Contexte
La méthadone est une drogue de synthèse légale et rigoureusement testée qui agit sur les mêmes cibles cérébrales que l’héroïne. Comme la méthadone reste beaucoup plus longtemps dans le corps que l’héroïne, les patients sous méthadone ne subissent pas les hauts et bas extrêmes ressentis par les personnes consommant de l’héroïne (les hauts et bas résultent de l’augmentation et de la diminution des taux d’héroïne dans le sang).
La méthadone est employée depuis plus de 30 ans pour aider les patients à surmonter la dépendance à l’héroïne. Si des patients prennent la méthadone selon la prescription, ils ont moins de chance d’éprouver des symptômes de manque lorsqu’ils arrêtent de prendre de l’héroïne, ou bien les symptômes de manque sont beaucoup moins sévères. De plus, la méthadone bloque l’euphorie produite par l’héroïne de sorte que la prise de l’héroïne n’est plus gratifiante.
Les patients sous méthadone restent physiquement dépendants des opiacés, mais la plupart d’entre eux n’ont plus le comportement incontrôlé, compulsif et perturbateur causé par la dépendance à l’héroïne. Il a été démontré qu’un traitement prolongé à la méthadone sous surveillance médicale ne présentait pas de risque et il permet au patient de mener une vie « normale » tout en prenant une dose quotidienne de méthadone.
Pourquoi cette étude a-t-elle été réalisée ?
Dans de nombreuses études de la précédente décennie, les chercheurs ont tenté de déterminer les posologies de méthadone qui agissaient le mieux pour aider des patients à surmonter la dépendance à l’héroïne. Sur la base de ces études, des posologies d’au moins 60 mg/jour sont recommandées.
Cela dit, les médecins des centres délivrant de la méthadone observent souvent une fourchette large des posologies efficaces et certains d’entre eux traitent des patients avec des posologies inférieures ou supérieures à la quantité recommandée.
Dans cette étude, les chercheurs ont examiné la fourchette des posologies qui ont aidé des patients à réussir l’abstinence d’héroïne. Ils ont également voulu trouver les facteurs qui influençaient le fait qu’un patient ait besoin d’une dose supérieure ou inférieure.
Qu’ont fait les chercheurs et qu’ont-ils trouvé ? Ils ont étudié 222 héroïnomanes volontaires qui ont commencé le traitement à la méthadone et les ont suivis pendant une année. Sur l’ensemble, seulement 168 ont réussi au moins un mois d’abstinence d’héroïne. La fourchette des posologies efficaces de méthadone (chez les patients ayant réussi l’abstinence) était très large, allant de 1,5 mg à 191,2 mg par jour. Trente-huit pour cent des patients ont réussi à être abstinents avec moins de 60 mg par jour et 16 % des patients abstinents ont reçu une posologie supérieure à 100 mg par jour.
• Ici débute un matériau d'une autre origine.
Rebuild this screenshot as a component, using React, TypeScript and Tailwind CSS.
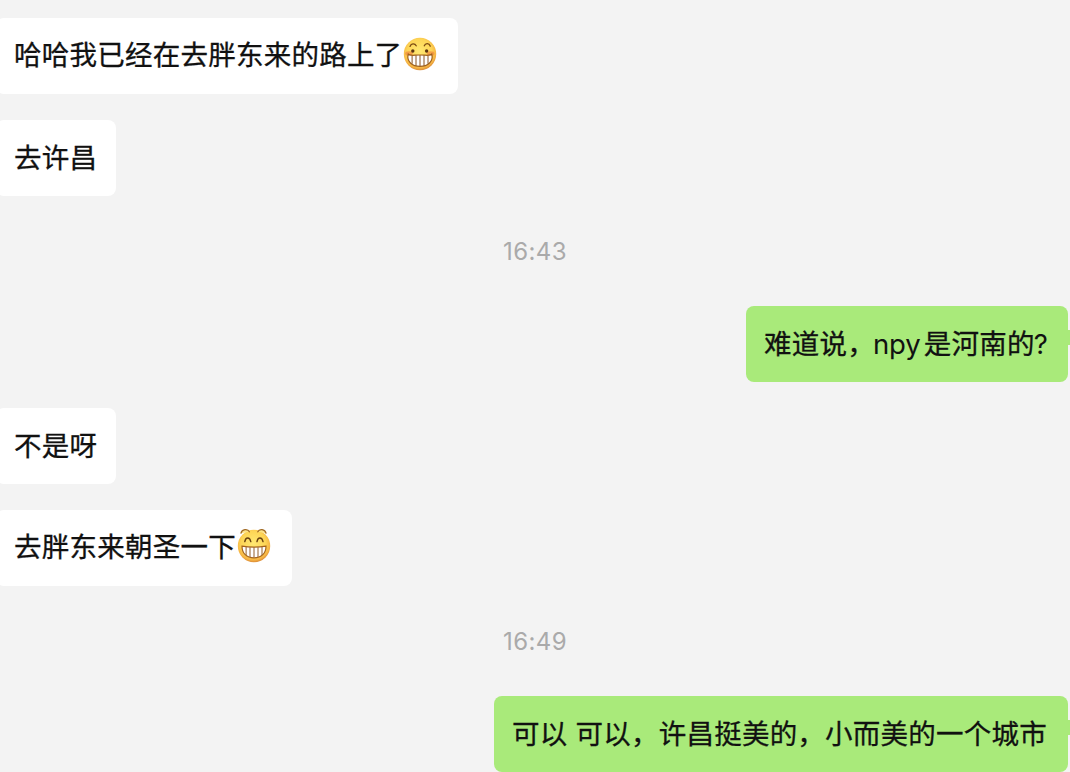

Par ailleurs, près de la moitié des patients qui n’ont pas réussi l’abstinence d’héroïne ont reçu la posologie quotidienne recommandée de 60 mg de méthadone ou plus. En tout, les patients des centres qui adhéraient généralement aux directives de traitement (et ont traité la plupart des patients avec 60 mg par jour ou plus) avaient plus de chances de réaliser l’abstinence. Parmi les patients qui ont réussi l’abstinence, des posologies plus élevées de méthadone étaient retrouvées chez ceux avec un syndrome de stress post-traumatique, une dépression, un nombre plus élevé d’épisodes antérieurs de sevrage et quelques autres facteurs.
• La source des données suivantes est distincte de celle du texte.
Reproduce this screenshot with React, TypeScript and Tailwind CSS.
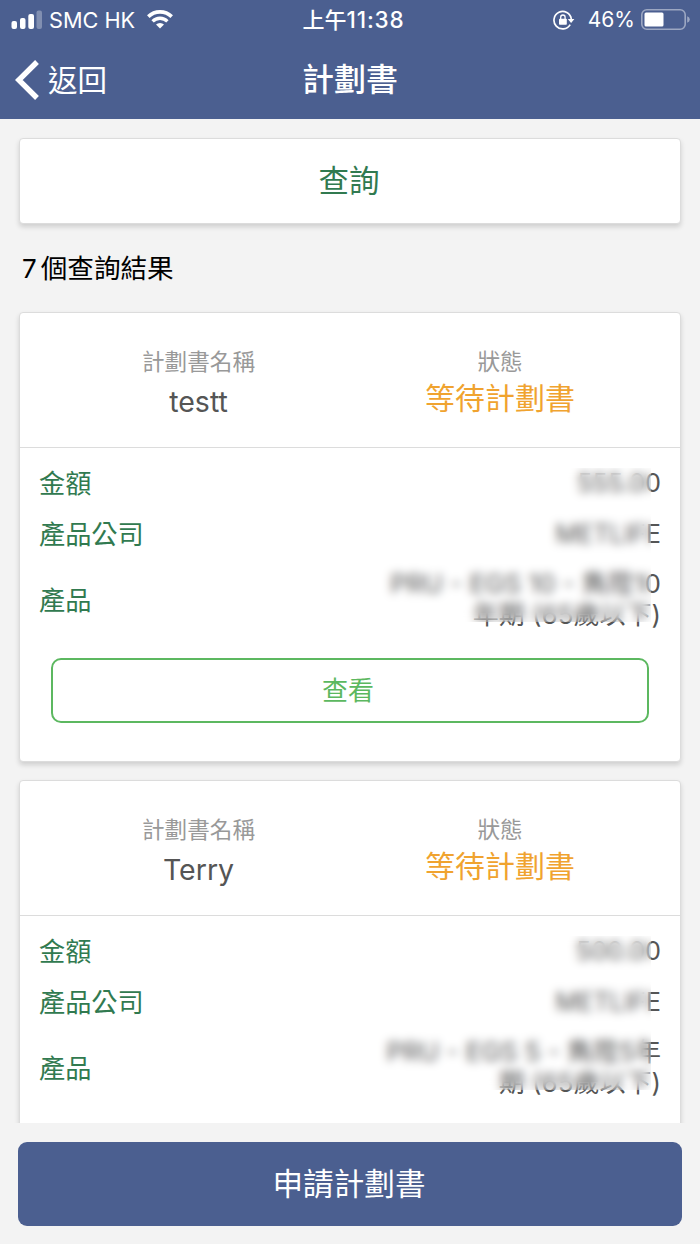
import React from 'react';

const proposals = [
  {
    name: 'testt',
    status: '等待計劃書',
    amount: '555.00',
    company: 'METLIFE',
    product: ['PRU - EGS 10 - 雋陞10', '年期 (65歲以下)'],
    viewable: true,
  },
  {
    name: 'Terry',
    status: '等待計劃書',
    amount: '500.00',
    company: 'METLIFE',
    product: ['PRU - EGS 5 - 雋陞5年', '期 (65歲以下)'],
    viewable: false,
  },
];

const cardClass = 'rounded-[4px] border border-[#dcdcdc] bg-white shadow-[0_3px_5px_rgba(0,0,0,0.15)]';

const StatusBar = () => (
  <div className="grid h-[39px] grid-cols-3 items-center text-[21px] leading-[38px]">
    <div className="flex items-center pl-[11px]">
      <svg width="32" height="20" viewBox="0 0 32 20" fill="white">
        <rect x="0.5" y="11" width="5.5" height="8" rx="2" />
        <rect x="9" y="8" width="5.5" height="11" rx="2" />
        <rect x="17.3" y="4" width="5.7" height="15" rx="2" />
        <rect x="25.5" y="0.5" width="5.5" height="18.5" rx="2" opacity="0.3" />
      </svg>
      <span className="ml-[6px] text-[21.7px] whitespace-nowrap">SMC HK</span>
      <svg className="ml-[12px]" width="26" height="19" viewBox="0 0 26 19" fill="none" stroke="white">
        <path d="M1.3 6.6a16.8 16.8 0 0 1 23.4 0" strokeWidth="3.6" />
        <path d="M5.6 11.3a10.5 10.5 0 0 1 14.8 0" strokeWidth="3.3" />
        <path d="M13 18.5l-4-4a5.8 5.8 0 0 1 8 0z" fill="white" stroke="none" />
      </svg>
    </div>
    <div className="pl-[7px] text-center text-[22px] font-medium whitespace-nowrap">
      上午<span className="text-[22.5px] tracking-[0.8px]">11:38</span>
    </div>
    <div className="flex items-center justify-end pr-[10px]">
      <svg width="22" height="20" viewBox="0 0 22 20" fill="none" stroke="white">
        <path d="M17.2 14.6a8.7 8.7 0 1 1 1.1-5.6" strokeWidth="1.7" />
        <path d="M14.8 9h6.6l-3.3 4z" fill="white" stroke="none" />
        <rect x="6" y="8.7" width="7.8" height="6" rx="0.8" fill="white" stroke="none" />
        <path d="M7.7 9V7.2a2.2 2.2 0 0 1 4.4 0V9" strokeWidth="1.3" />
      </svg>
      <span className="ml-[13px]">46%</span>
      <svg className="ml-[6px]" width="49" height="21" viewBox="0 0 49 21" fill="none">
        <rect x="0.8" y="0.8" width="43.4" height="19.4" rx="5" stroke="white" strokeOpacity="0.45" strokeWidth="1.6" />
        <rect x="3.5" y="3.5" width="19" height="14" rx="1.5" fill="white" />
        <path d="M46.2 7.3q2.6 1 2.6 3.2t-2.6 3.2z" fill="white" fillOpacity="0.45" />
      </svg>
    </div>
  </div>
);

const NavBar = () => (
  <div className="grid h-20 grid-cols-3 items-center pt-px">
    <div className="flex items-center pl-[15px]">
      <svg width="25" height="40" viewBox="0 0 25 40" fill="none" stroke="white" strokeWidth="5.4">
        <path d="M22 2L3.8 20L22 38" />
      </svg>
      <span className="ml-2 text-[29.5px] leading-10">返回</span>
    </div>
    <h1 className="text-center text-[32px] leading-10 font-medium">計劃書</h1>
  </div>
);

const Row = ({ label, children }: { label: string; children: React.ReactNode }) => (
  <div className="flex items-center justify-between px-[19px]">
    <span className="pt-px text-[26.2px] leading-[50px] text-[#317a50]">{label}</span>
    <span className="pb-[2px] text-right text-[25.3px] leading-[31px] text-[#555]">{children}</span>
  </div>
);

const ProposalCard = ({ proposal }: { proposal: (typeof proposals)[0] }) => (
  <div className={`relative h-[450px] shrink-0 ${cardClass}`}>
    <div className="grid h-[135px] grid-cols-[357px_246px] border-b border-[#dcdcdc] pt-[33px] text-center">
      <div>
        <div className="text-[22.6px] leading-8 text-[#999]">計劃書名稱</div>
        <div className="mt-1 text-[28.5px] leading-10 text-[#555]">{proposal.name}</div>
      </div>
      <div>
        <div className="text-[22.6px] leading-8 text-[#999]">狀態</div>
        <div className="text-[30px] leading-10 text-[#f0a32f]">{proposal.status}</div>
      </div>
    </div>
    <div className="pt-[10px]">
      <Row label="金額">{proposal.amount}</Row>
      <Row label="產品公司">{proposal.company}</Row>
      <div className="flex h-20 flex-col justify-center">
        <Row label="產品">
          <span className="text-[26px]">{proposal.product[0]}</span>
          <br />
          <span className="text-[26px]">{proposal.product[1]}</span>
        </Row>
      </div>
    </div>
    {proposal.viewable && (
      <div className="px-[31px] pt-[18px]">
        <button className="h-[65px] w-full rounded-[10px] border-2 border-[#5cb860] pr-1 text-[26px] text-[#5cb860]">
          查看
        </button>
      </div>
    )}
    {/* hides the private values */}
    <div className="absolute top-[155px] right-[29px] h-[154px] w-[290px] backdrop-blur-[5px]" />
  </div>
);

const App = () => (
  <div
    lang="zh-Hant"
    className="flex h-[1244px] w-[700px] flex-col overflow-hidden bg-[#f3f3f3] font-['Inter','Noto_Sans_CJK_TC',sans-serif] font-normal"
  >
    <header className="h-[119px] shrink-0 bg-[#4b5f90] text-white">
      <StatusBar />
      <NavBar />
    </header>
    <main className="flex h-[1004px] shrink-0 flex-col overflow-hidden px-[19px] pt-[19px]">
      <button className={`h-[86px] shrink-0 pr-[2px] text-[30.5px] text-[#317a50] ${cardClass}`}>查詢</button>
      <div className="h-[88px] shrink-0 pl-[3px] text-[26px] leading-[88px] text-black">
        7<span className="ml-[4px] text-[26.6px]">個查詢結果</span>
      </div>
      <div className="flex flex-col gap-[18px]">
        {proposals.map((proposal) => (
          <ProposalCard key={proposal.name} proposal={proposal} />
        ))}
      </div>
    </main>
    <footer className="px-[18px] pt-[19px]">
      <button className="h-[84px] w-full rounded-[9px] bg-[#4b5f90] pr-[2px] text-[30.6px] text-white">申請計劃書</button>
    </footer>
  </div>
);

export default App;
Que-ce que cela signifie ?
Cette étude confirme que des posologies efficaces de méthadone (définies par une abstinence d’héroïne pendant au moins un mois) varient très largement. Elle montre que même une posologie élevée efficace pour un patient peut être trop faible pour un autre patient et qu’une fraction substantielle de patients réalise l’abstinence à une dose inférieure à la dose recommandée. Les résultats suggèrent également qu’il existe certains facteurs qui pourraient permettre de prédire si un patient aura des chances d’avoir besoin d’une posologie plus importante, comme un diagnostic de syndrome de stress post-traumatique ou de dépression.
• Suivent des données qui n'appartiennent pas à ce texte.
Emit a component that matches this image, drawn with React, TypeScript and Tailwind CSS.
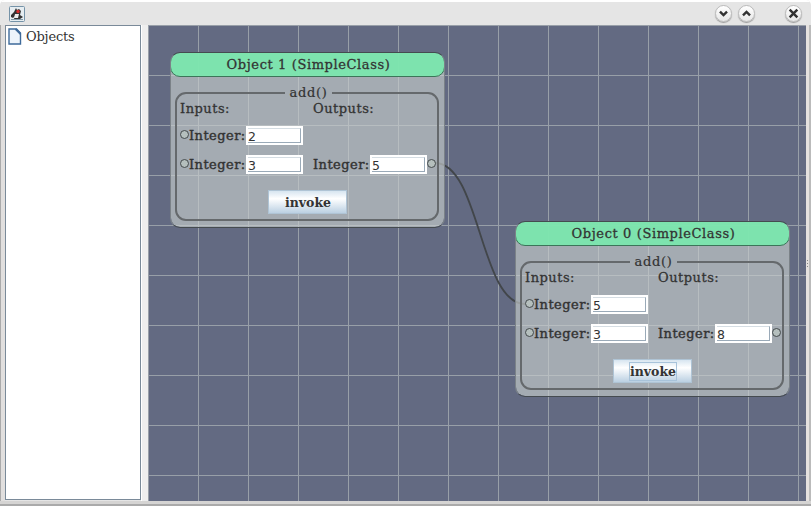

Le plus surprenant est que les résultats suggèrent que les tentatives d’arrêt de l’usage inadéquat de la méthadone peuvent en réalité, augmenter le besoin de méthadone à long terme. Il semble par conséquent raisonnable pour les médecins de surveiller les effets du traitement pour chaque patient afin de déterminer la dose la plus efficace pour cet individu.
Toutefois, comme les patients des centres qui adhèrent aux directives ont en moyenne plus de succès, la posologie recommandée devrait servir de point de référence, qui peut être ajusté vers le haut ou le bas.